These securities are only entitled to a recovery if the 
government is repaid in full on its investments. The merits of 
my proposal for ending the conservatorships, however, do not 
rise and fall on whether those securities are entitled to a 
recovery. The primary objective of the proposal is to ensure 
that mortgage credit remains broadly available in the 
transition from a system dominated by the government today to a 
system in which private capital takes the lead in mortgage 
formation in the future.
    Thank you.
    [The prepared statement of Mr. Millstein can be found on 
page 85 of the appendix.]
    Chairman Hensarling. The Chair now recognizes Dr. Kling for 
5 minutes.

 STATEMENT OF ARNOLD KLING, MEMBER, MERCATUS CENTER FINANCIAL 
                     MARKETS WORKING GROUP

    Mr. Kling. Thank you, Chairman Hensarling, and Ranking 
Member Waters.
    My fellow panel members are much more familiar than I am 
with current practices. I have spent the last 12 years teaching 
at a high school.
    And I am going to be a bit pedantic today and say that 
technically all of the capital for mortgages today comes from 
private capital. It is private capital. It is now, always has 
been, and always will be the savings of the private sector that 
gets channeled into mortgages.
    The difference is what kind of intermediary and what kind 
of intermediation takes place to translate that private capital 
into mortgages, and so the purpose of this hearing is quite 
correct, and several people have stated it: The issue is, how 
can that intermediation take place without taxpayers taking so 
much of the risk? That is kind of the fundamental question 
here.
    I want to start out by pointing out, and maybe we can 
discuss this more later, that a major form of risk that we 
should be concerned with that the taxpayer is taking is 
interest rate risk. There is a real potential, while everyone 
focuses on credit risk, for taxpayers to end up taking interest 
rate risk in ways people haven't anticipated.

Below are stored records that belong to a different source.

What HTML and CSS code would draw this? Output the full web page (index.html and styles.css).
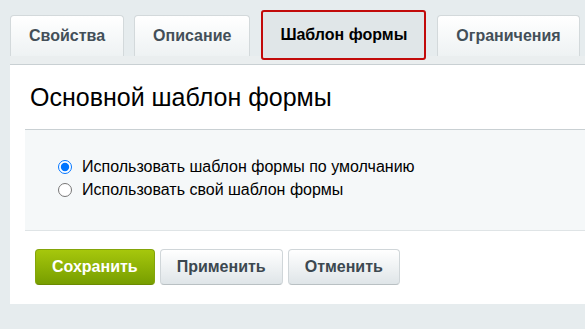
FILE: index.html
```html
<!DOCTYPE html>
<html lang="ru">
<head>
  <meta charset="UTF-8" />
  <meta name="viewport" content="width=device-width, initial-scale=1.0" />
  <title>Шаблон формы</title>
  <link rel="stylesheet" href="styles.css">
</head>
<body>
  <div class="tabs">
    <div class="tab">Свойства</div>
    <div class="tab">Описание</div>
    <div class="tab active">Шаблон формы</div>
    <div class="tab">Ограничения</div>
  </div>

  <div class="panel">
    <h2 class="panel-title">Основной шаблон формы</h2>

    <div class="options">
      <label class="option">
        <input type="radio" name="tpl" checked />
        Использовать шаблон формы по умолчанию
      </label>
      <label class="option">
        <input type="radio" name="tpl" />
        Использовать свой шаблон формы
      </label>
    </div>

    <div class="buttons">
      <button class="btn btn-save">Сохранить</button>
      <button class="btn">Применить</button>
      <button class="btn">Отменить</button>
    </div>
  </div>
</body>
</html>
```

FILE: styles.css
```css
body {
  margin: 0;
  background: #e6ecee;
  font-family: "Liberation Sans", Arial, sans-serif;
  overflow: hidden;
}
.tabs {
  display: flex;
  align-items: flex-end;
  gap: 10px;
  padding: 10px 0 0 10px;
  height: 50px;
  position: relative;
  z-index: 1;
}
.tab {
  box-sizing: border-box;
  height: 41px;
  margin-bottom: 4px;
  padding: 0 18px;
  line-height: 40px;
  font-size: 16px;
  font-weight: bold;
  color: #434f58;
  background: linear-gradient(#ffffff, #eef2f3);
  border: 1px solid #d3d9db;
  border-bottom: none;
  border-radius: 4px 4px 0 0;
  white-space: nowrap;
}
.tab.active {
  height: 50px;
  margin: 0 1px;
  padding: 0 17px;
  line-height: 45px;
  color: #000;
  background: #e0e6e8;
  border: 2px solid #c20a0a;
  border-radius: 3px;
}
.panel {
  margin: -4px 0 0 10px;
  padding: 0 0 19px;
  background: #fff;
  border-top: 8px solid #eaeeef;
  box-shadow: inset 0 1px 0 #c9d0d3;
}
.panel-title {
  margin: 0;
  padding: 18px 0 0 20px;
  font-size: 25px;
  line-height: 30px;
  font-weight: normal;
  color: #000;
}
.options {
  margin: 17px 0 0 15px;
  padding: 25px 0 29px 33px;
  background: #f5f8f9;
  border-top: 1px solid #c9d0d3;
  border-bottom: 1px solid #dfe4e6;
}
.option {
  display: flex;
  align-items: center;
  height: 23px;
  font-size: 16px;
  color: #000;
}
.option input {
  width: 14px;
  height: 14px;
  margin: 0 10px 0 0;
}
.buttons {
  display: flex;
  gap: 5px;
  margin: 18px 0 0 25px;
}
.btn {
  height: 36px;
  padding: 0 16px;
  font-family: "Liberation Sans", Arial, sans-serif;
  font-size: 16px;
  font-weight: bold;
  color: #3c4850;
  background: linear-gradient(#ffffff, #dfe5e8);
  border: 1px solid #d0d6d9;
  border-bottom-color: #b9c0c3;
  border-radius: 4px;
}
.btn-save {
  color: #fff;
  background: linear-gradient(#a6c70c, #779e00);
  border-color: #84a40a;
  border-bottom-color: #6b8a00;
}
```
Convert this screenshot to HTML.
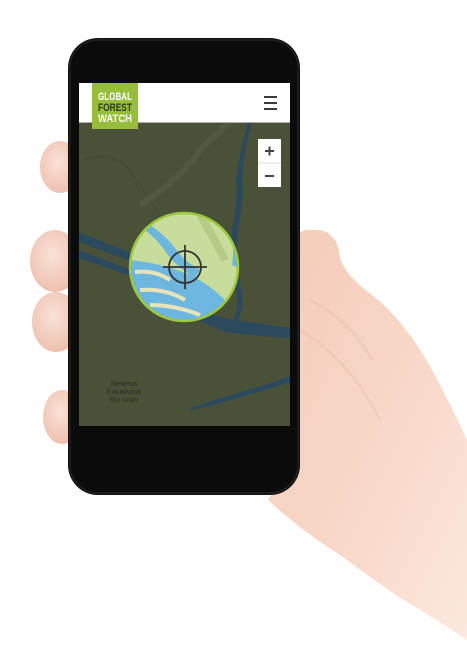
<!DOCTYPE html>
<html><head><style>
html,body{margin:0;padding:0;background:#fff;}
body{width:467px;height:657px;position:relative;overflow:hidden;font-family:"Liberation Sans",sans-serif;}
svg{position:absolute;left:0;top:0}
</style></head><body>
<svg width="467" height="657" viewBox="0 0 467 657">
<defs>
<radialGradient id="fg" cx="0.45" cy="0.4" r="0.7"><stop offset="0" stop-color="#fae2d6"/><stop offset="1" stop-color="#ecbba8"/></radialGradient>
<linearGradient id="hand" x1="0" y1="0" x2="1" y2="1"><stop offset="0" stop-color="#f4cbb8"/><stop offset="0.6" stop-color="#f8d9ca"/><stop offset="1" stop-color="#fce8de"/></linearGradient>
<clipPath id="circ"><circle cx="184" cy="267" r="55"/></clipPath>
<clipPath id="scr"><rect x="79" y="83" width="211" height="343"/></clipPath>
</defs>
<path d="M290 240 Q298 228 318 230 Q338 232 340 258 Q345 275 372 295 Q410 325 440 385 Q458 420 467 440 L467 640 Q430 615 400 598 Q360 570 340 555 Q300 530 268 500 L280 480 Z" fill="url(#hand)"/>
<path d="M300 330 Q350 360 380 420 M310 300 Q350 320 372 360" stroke="#eabca9" stroke-width="2" fill="none" opacity="0.5"/>
<ellipse cx="60" cy="167" rx="20" ry="26" fill="url(#fg)"/>
<ellipse cx="55" cy="261" rx="25" ry="31" fill="url(#fg)"/>
<ellipse cx="56" cy="322" rx="24" ry="30" fill="url(#fg)"/>
<ellipse cx="62" cy="417" rx="19" ry="27" fill="url(#fg)"/>
<rect x="68" y="38" width="232" height="457" rx="30" fill="#111"/>
<rect x="70" y="40" width="228" height="453" rx="28" fill="#0b0b0b" stroke="#2a2a2a" stroke-width="1"/>
<g clip-path="url(#scr)">
<rect x="79" y="83" width="211" height="343" fill="#4a5139"/>
<path d="M79 232 Q110 245 140 256 L140 264 Q110 254 79 242 Z" fill="#2c4a5e"/>
<path d="M79 250 Q110 262 140 273 L140 279 Q110 269 79 258Z" fill="#2c4a5e"/>
<path d="M190 305 Q220 320 250 322 Q270 325 290 328 L290 338 Q255 336 225 332 Q200 322 185 312 Z" fill="#2c4a5e"/>
<path d="M248 122 Q240 150 236 180 Q238 200 232 230 Q230 260 236 290 Q240 310 230 325 L236 325 Q246 305 240 285 Q236 255 238 230 Q244 200 242 178 Q244 150 252 122Z" fill="#2c4a5e"/>
<path d="M190 408 Q230 395 265 385 Q280 380 290 376 L290 382 Q260 392 230 400 Q210 407 190 410Z" fill="#2c4a5e"/>
<path d="M85 160 Q110 150 130 170 Q150 200 160 215" stroke="#3a3e30" stroke-width="1" fill="none" stroke-dasharray="2 2"/>
<path d="M140 205 Q180 180 200 150 Q220 130 230 122" stroke="#566047" stroke-width="6" fill="none" opacity="0.6"/>
<g clip-path="url(#circ)">
<rect x="125" y="205" width="120" height="125" fill="#c8dc9c"/>
<path d="M125 260 Q160 262 190 275 Q210 285 225 300 Q240 320 245 330 L125 330Z" fill="#6cb6e0"/>
<path d="M150 225 Q165 235 175 248 Q185 262 200 270 L195 278 Q178 268 168 255 Q158 240 145 230Z" fill="#6cb6e0"/>
<path d="M230 230 Q235 245 232 265 L238 268 Q242 245 236 228Z" fill="#6cb6e0"/>
<path d="M135 272 Q155 270 170 280 M140 290 Q165 288 185 300 M150 305 Q175 305 200 315 M140 318 Q160 316 180 325" stroke="#e8e4b8" stroke-width="4" fill="none"/>
<path d="M200 215 Q215 240 225 260" stroke="#b4cc88" stroke-width="8" fill="none"/>
</g>
<circle cx="184" cy="267" r="54" fill="none" stroke="#9cc93a" stroke-width="2.5"/>
<circle cx="185" cy="267" r="16" fill="none" stroke="#333" stroke-width="1.8"/>
<path d="M163 267 H207 M185 245 V289" stroke="#333" stroke-width="1.8"/>
<text x="124" y="386" font-size="7" fill="#2a2e22" text-anchor="middle">Reserva</text>
<text x="124" y="394" font-size="7" fill="#2a2e22" text-anchor="middle">Extrativista</text>
<text x="124" y="402" font-size="7" fill="#2a2e22" text-anchor="middle">Rio Unini</text>
<rect x="258" y="139" width="23" height="48" fill="#fff"/>
<line x1="258" y1="163" x2="281" y2="163" stroke="#ddd"/>
<path d="M265 151 H274 M269.5 146.5 V155.5 M265 176 H274" stroke="#444" stroke-width="2"/>
<rect x="79" y="83" width="211" height="39" fill="#fff"/>
<rect x="79" y="122" width="211" height="1" fill="#aaa"/>
<rect x="92" y="83" width="46" height="46" fill="#97bd3d"/>
<text x="115" y="100" font-size="11" font-weight="bold" fill="#fff" text-anchor="middle" textLength="34" lengthAdjust="spacingAndGlyphs">GLOBAL</text>
<text x="115" y="111" font-size="11" font-weight="bold" fill="#2d3a12" text-anchor="middle" textLength="34" lengthAdjust="spacingAndGlyphs">FOREST</text>
<text x="115" y="122" font-size="11" font-weight="bold" fill="#fff" text-anchor="middle" textLength="34" lengthAdjust="spacingAndGlyphs">WATCH</text>
<path d="M264 97 H277 M264 103 H277 M264 109 H277" stroke="#222" stroke-width="1.8"/>
</g>
</svg>
</body></html>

    The other point to make about this intermediation is that 
it does not necessarily require securitization. I am old enough 
to remember when savings and loans were the intermediaries that 
supplied most of the capital to the mortgage market, and there 
are some pros and cons to going back to that model, and we 
shouldn't close ourselves off to that model.
    With that said, I have seven recommendations to run through 
for improving the intermediation of private capital. And the 
first is to stop demonizing mortgage originators. Mortgage 
originators were told after Dodd-Frank that they should not 
originate any loans that violated the rules. And then they were 
told if they asked what the rules are, ``We are not going to 
tell you yet.'' That is not a sustainable way of dealing with 
mortgage originators.
    Second, stop demonizing mortgage servicers. Mortgage 
servicing is an industry that, until recently, was kind of 
shaving nickels off of its cost of doing business and has been 
basically beaten up to the tune of having to spend thousands 
and thousands of dollars per loan because other people are 
telling them that they should be able to cure loans. And it has 
just completely thrown that business apart. So the net result 
is that there are fewer originators today and fewer people want 
to do servicing on anything other than a squeaky clean loan 
today. And, the joke I have heard recently is that if you want 
a loan, you can either go to Wells Fargo or Wells Fargo, and 
mortgage rates are high because the origination market and the 
servicing market have been beaten up.
    As far as phasing out Freddie Mac, Fannie Mae, and FHA, I 
think that is a simple matter of phasing down their maximum 
loan sizes. I think you should consider, if you at all want any 
kind of national market in mortgages, to have a national title 
system. The fragmented title system doesn't work, and you can 
also get rid of the cost of title insurance by switching to 
something called a Torrens title. I think that a national model 
for loan servicing agreements, and people have already spoken 
about this, would be useful as well.
    I would say continue to develop a national standard for 
conforming loan for mortgage securities. Again, that is a 
constructive step.
    And finally, continue to support consumer protection, 
financial literacy, and programs to help families save for 
downpayments. It frightens me, frankly, when people complain 
that 65 percent homeownership is too low. Buying a home is a 
complex transaction. In the United States, when you are putting 
10 percent down, that is way more than we allow people to 
borrow to buy stock. We require 50 percent margin to buy stock. 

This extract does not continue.